Laar Museum and Molvi Haji Ahmed Mallah Library
- Established: 1980; 45 years ago
- Location: Main Karachi Road (opposite the Deputy Commissioner's Office), Badin, Sindh, Pakistan
- Coordinates: 24°39′19″N 68°49′42″E﻿ / ﻿24.6552°N 68.8284°E
- Type: History museum
- Collections: Indus-Valley pottery, Quranic manuscripts (Persian, Arabic, Sindhi), historical photographs
- Founder: Shaikh Muhammad Soomar

= Laar Museum and Molvi Haji Ahmed Mallah Library =

The Laar Museum and Molvi Haji Ahmed Mallah Library is a historic building located on the main Karachi road opposite the deputy commissioner's office in Badin, Sindh, Pakistan.

==History==
The two-story building was established in 1980 through the efforts of Shaikh Muhammad Soomar, a historian, poet, and anthropologist known for his work in preserving artifacts from the lower Sindh regions, such as Badin, Tando Muhammad Khan, and Thatta. The museum received financial support from former Prime Minister Muhammad Khan Junejo, who donated Rs 0.5 million, and former Governor of Sindh Kamaluddin Azfar, who contributed Rs 1 million to support Shaikh Soomar's preservation efforts.

==Collections==
The museum once housed a diverse collection of artifacts significant to Sindh's cultural heritage, including pottery from the Indus Valley Civilization, hand-written Quranic manuscripts in Persian, Arabic, and Sindhi, and historical photographs of various locations.
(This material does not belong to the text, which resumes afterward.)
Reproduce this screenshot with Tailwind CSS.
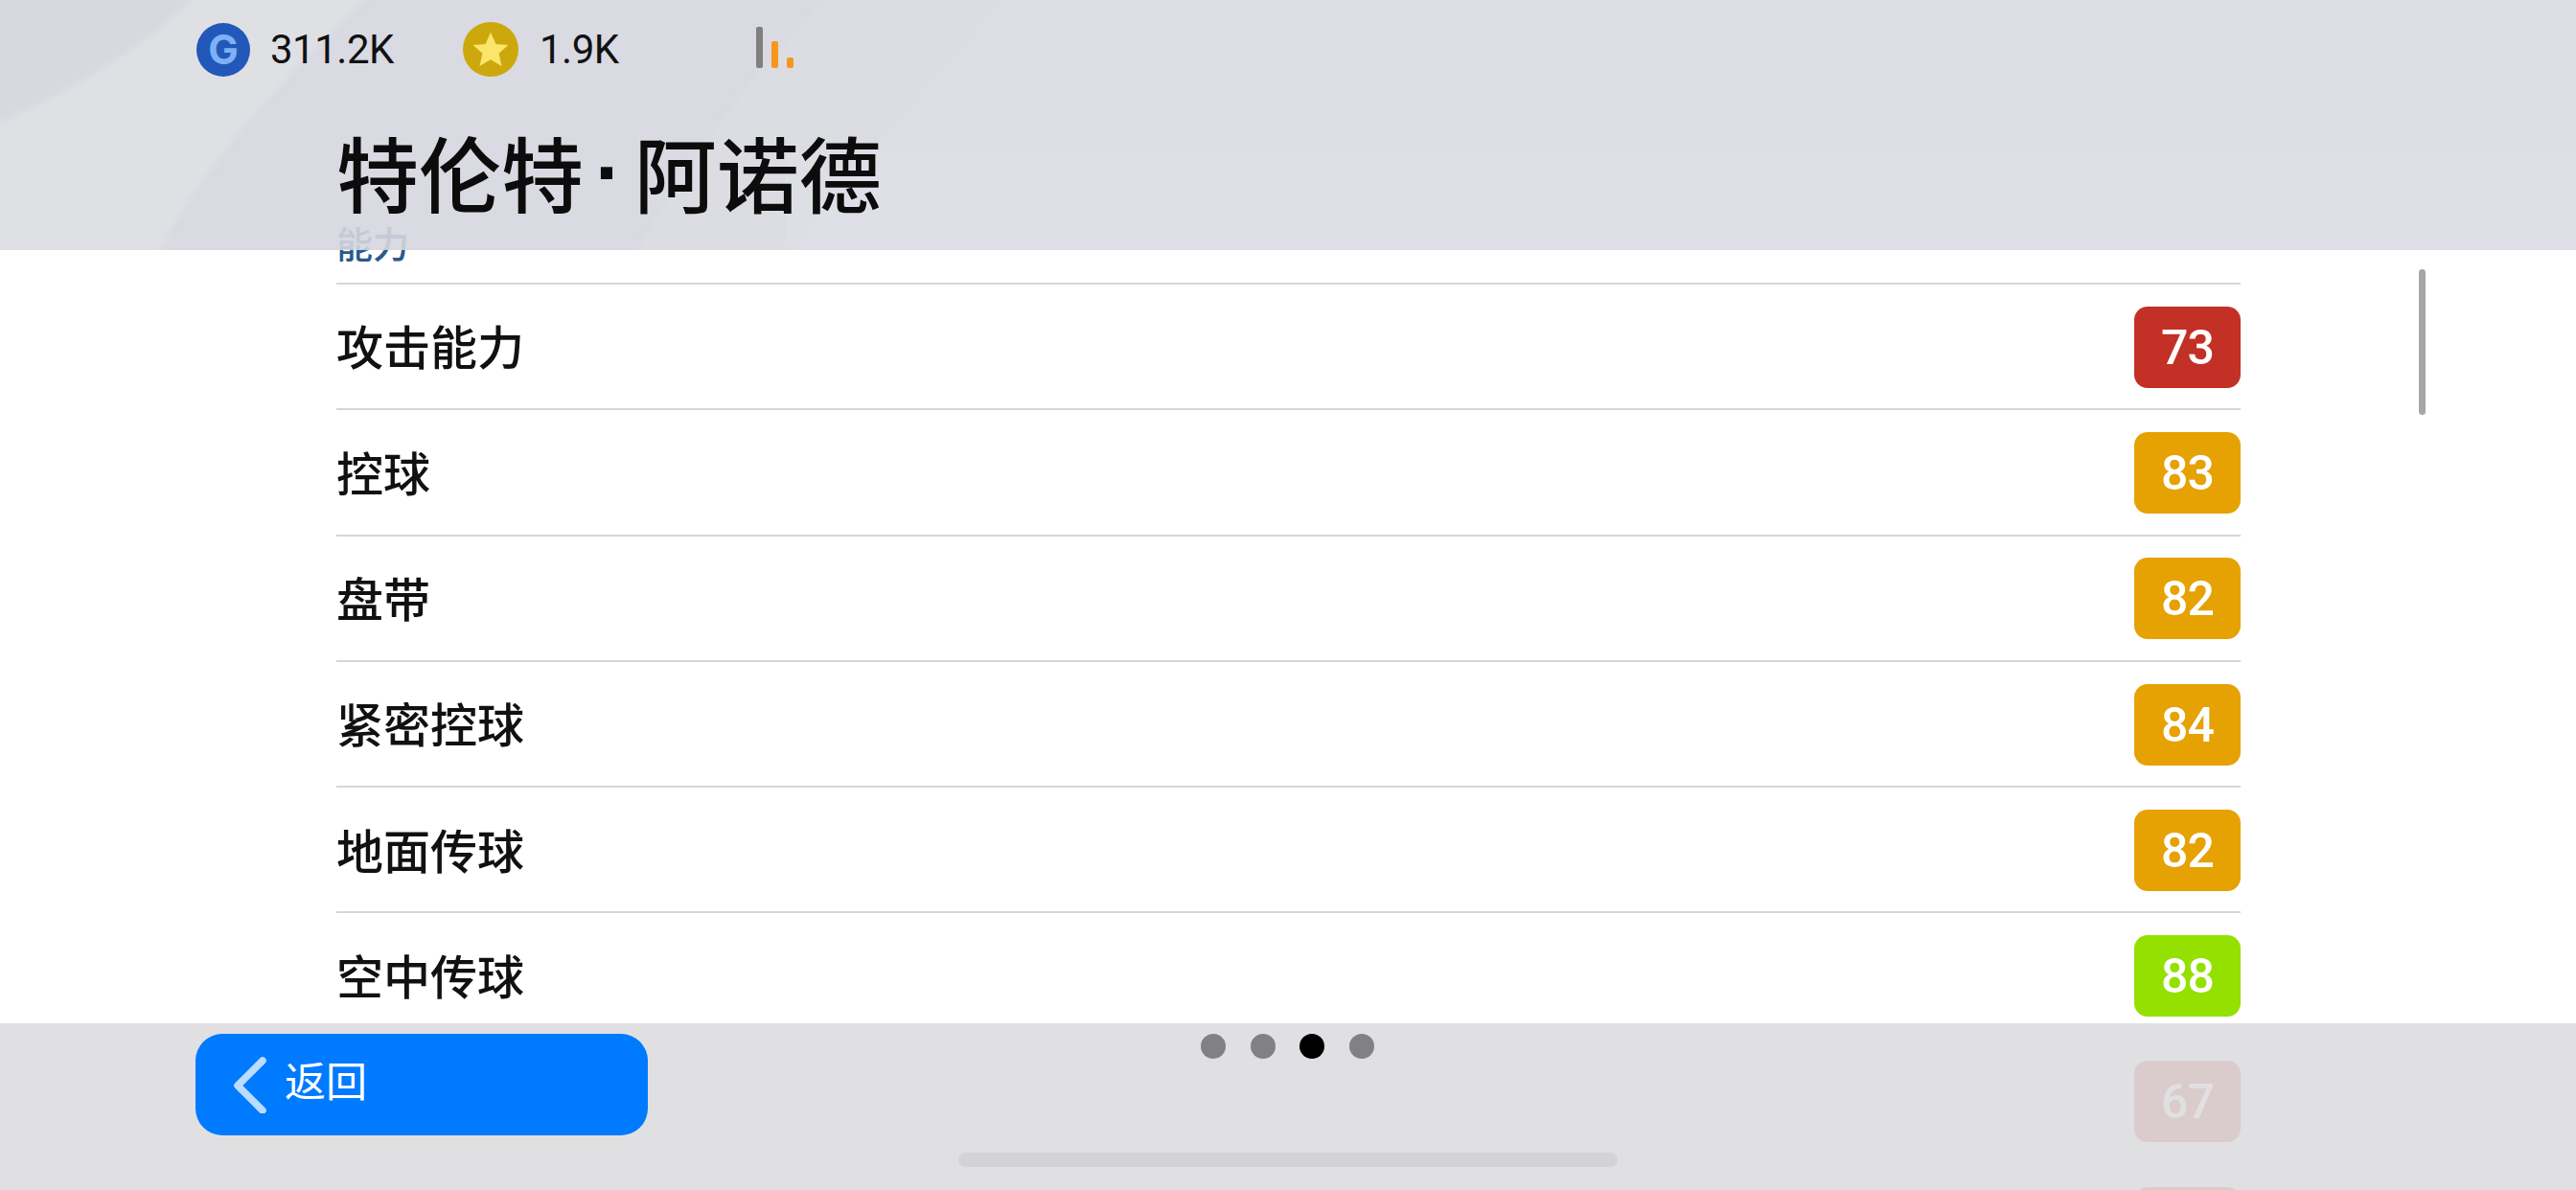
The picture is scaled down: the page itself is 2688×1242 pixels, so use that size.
<!doctype html>
<html lang="zh">
<head>
<meta charset="utf-8">
<title>特伦特·阿诺德</title>
<script src="https://cdn.jsdelivr.net/npm/@tailwindcss/browser@4"></script>
</head>
<body class="bg-white">
<div class="relative w-[2688px] h-[1242px] overflow-hidden bg-white text-[#111] font-['Noto_Sans_CJK_SC',sans-serif]">

  <!-- scrolling list, sits under the two translucent bars -->
  <div class="pl-[351px] w-[2338px]">
    <div class="h-[295px] pt-[234px] text-[38px] leading-[38px] font-medium text-[#2a5a8a]">能力</div>

    <div class="h-[131.3px] border-t-2 border-[#d6d6d6] flex items-center justify-between">
      <span class="mb-[3px] text-[49px] font-medium">攻击能力</span>
      <span class="mt-[1px] pt-[2px] w-[111px] h-[85px] rounded-[14px] bg-[#c33025] flex items-center justify-center text-white text-[50px] font-medium tracking-[-1px] font-['Roboto',sans-serif]">73</span>
    </div>
    <div class="h-[131.3px] border-t-2 border-[#d6d6d6] flex items-center justify-between">
      <span class="mb-[3px] text-[49px] font-medium">控球</span>
      <span class="mt-[1px] pt-[2px] w-[111px] h-[85px] rounded-[14px] bg-[#e6a103] flex items-center justify-center text-white text-[50px] font-medium tracking-[-1px] font-['Roboto',sans-serif]">83</span>
    </div>
    <div class="h-[131.3px] border-t-2 border-[#d6d6d6] flex items-center justify-between">
      <span class="mb-[3px] text-[49px] font-medium">盘带</span>
      <span class="mt-[1px] pt-[2px] w-[111px] h-[85px] rounded-[14px] bg-[#e6a103] flex items-center justify-center text-white text-[50px] font-medium tracking-[-1px] font-['Roboto',sans-serif]">82</span>
    </div>
    <div class="h-[131.3px] border-t-2 border-[#d6d6d6] flex items-center justify-between">
      <span class="mb-[3px] text-[49px] font-medium">紧密控球</span>
      <span class="mt-[1px] pt-[2px] w-[111px] h-[85px] rounded-[14px] bg-[#e6a103] flex items-center justify-center text-white text-[50px] font-medium tracking-[-1px] font-['Roboto',sans-serif]">84</span>
    </div>
    <div class="h-[131.3px] border-t-2 border-[#d6d6d6] flex items-center justify-between">
      <span class="mb-[3px] text-[49px] font-medium">地面传球</span>
      <span class="mt-[1px] pt-[2px] w-[111px] h-[85px] rounded-[14px] bg-[#e6a103] flex items-center justify-center text-white text-[50px] font-medium tracking-[-1px] font-['Roboto',sans-serif]">82</span>
    </div>
    <div class="h-[131.3px] border-t-2 border-[#d6d6d6] flex items-center justify-between">
      <span class="mb-[3px] text-[49px] font-medium">空中传球</span>
      <span class="mt-[1px] pt-[2px] w-[111px] h-[85px] rounded-[14px] bg-[#94e000] flex items-center justify-center text-white text-[50px] font-medium tracking-[-1px] font-['Roboto',sans-serif]">88</span>
    </div>
    <div class="h-[131.3px] border-t-2 border-transparent flex items-center justify-end">
      <span class="mt-[1px] pt-[2px] w-[111px] h-[85px] rounded-[14px] bg-[#c33025] flex items-center justify-center text-white text-[50px] font-medium tracking-[-1px] font-['Roboto',sans-serif]">67</span>
    </div>
    <div class="h-[131.3px] border-t-2 border-transparent flex items-center justify-end">
      <span class="mt-[1px] w-[111px] h-[85px] rounded-[14px] bg-[#c33025]"></span>
    </div>
  </div>

  <!-- scrollbar -->
  <div class="absolute left-[2524px] top-[281px] w-[7px] h-[152px] rounded-full bg-[#a6a6a6]"></div>

  <!-- header -->
  <div class="absolute inset-x-0 top-0 h-[261px]">
    <svg class="absolute inset-0 opacity-90" width="2688" height="261" viewBox="0 0 2688 261">
      <rect width="2688" height="261" fill="#dadae4"/>
      <path class="blur-[2px]" d="M0-10H1045C960 80 890 170 814 270H0Z" fill="#d5d7df"/>
      <path class="blur-[3px]" d="M874-10H1045C960 80 890 170 814 270H660C720 160 790 70 874-10Z" fill="#d9dae1"/>
      <path class="blur-[3px]" d="M206-10H390C300 80 210 170 163 270H-10V130C70 95 150 50 206-10Z" fill="#dcdde2"/>
      <path class="blur-[3px]" d="M-10-10H206C150 50 70 95-10 130Z" fill="#d2d5db"/>
      <rect y="160" x="820" width="1874" height="101" fill="#fff" fill-opacity="0.06"/>
    </svg>
    <div class="relative pl-[205px] pt-[23px]">
      <div class="flex items-center h-[57px]">
        <span class="w-[56px] h-[56px] rounded-full bg-[#2158b9] flex items-center justify-center text-[#7fb0f5] text-[42px] font-bold font-['Inter',sans-serif]">G</span>
        <span class="ml-[21px] w-[201px] text-[42px] tracking-[-0.5px] leading-none text-[#111] font-['Roboto',sans-serif]">311.2K</span>
        <span class="w-[58px] h-[57px] rounded-full bg-[#cda80c] flex items-center justify-center">
          <svg width="42" height="42" viewBox="0 0 24 24"><path d="M12 1.500l3.100 7 7.400.7-5.600 5 1.700 7.500L12 17.800l-6.600 3.900 1.700-7.500-5.600-5 7.400-.7z" fill="#fbe56a"/></svg>
        </span>
        <span class="ml-[22px] w-[226px] text-[42px] tracking-[-0.5px] leading-none text-[#111] font-['Roboto',sans-serif]">1.9K</span>
        <span class="flex items-end h-[43px] gap-[9px] mb-[4px]">
          <span class="w-[7px] h-[43px] rounded-[2px] bg-[#808080]"></span>
          <span class="w-[7px] h-[28px] rounded-[2px] bg-[#f7951d]"></span>
          <span class="w-[7px] h-[11px] rounded-[2px] bg-[#f7951d]"></span>
        </span>
      </div>
      <h1 class="ml-[146px] mt-[57px] text-[86px] leading-[84px] font-medium text-[#0c0c0c] flex">
        <span>特伦特</span><span class="mx-[12px] font-bold font-['Liberation_Sans',sans-serif]">·</span><span>阿诺德</span>
      </h1>
    </div>
  </div>

  <!-- bottom bar -->
  <div class="absolute inset-x-0 top-[1068px] bottom-0 bg-[#dddde0]/90 pl-[204px] pt-[11px] flex items-start">
    <button class="w-[472px] h-[106px] rounded-[28px] bg-[#007aff] flex items-center text-white text-[43px] pl-[38px] pb-[12px]">
      <svg class="mr-[18px] mt-[12px]" width="37" height="60" viewBox="0 0 37 60" fill="none"><path d="M32 5L6 31l26 26" stroke="#bcdcff" stroke-width="7.500" stroke-linecap="round" stroke-linejoin="round"/></svg>
      返回
    </button>
    <div class="ml-[577px] flex gap-[25.500px]">
      <span class="w-[26px] h-[26px] rounded-full bg-[#808085]"></span>
      <span class="w-[26px] h-[26px] rounded-full bg-[#808085]"></span>
      <span class="w-[26px] h-[26px] rounded-full bg-black"></span>
      <span class="w-[26px] h-[26px] rounded-full bg-[#808085]"></span>
    </div>
  </div>

  <!-- home indicator -->
  <div class="absolute left-[1000px] bottom-[24px] w-[688px] h-[15px] rounded-full bg-[#d3d3d5]"></div>
</div>
</body>
</html>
However, the collection was compromised when the museum space was used to store relief goods during a flood, resulting in the displacement and damage of many items.

==Architecture==
The building features an exterior with expansive green lawns and grand marble steps, decorated with milk white tiles showcasing intricate navy blue floral designs. In contrast, the interior of the museum is in a state of neglect, with artifacts covered in dust and cobwebs.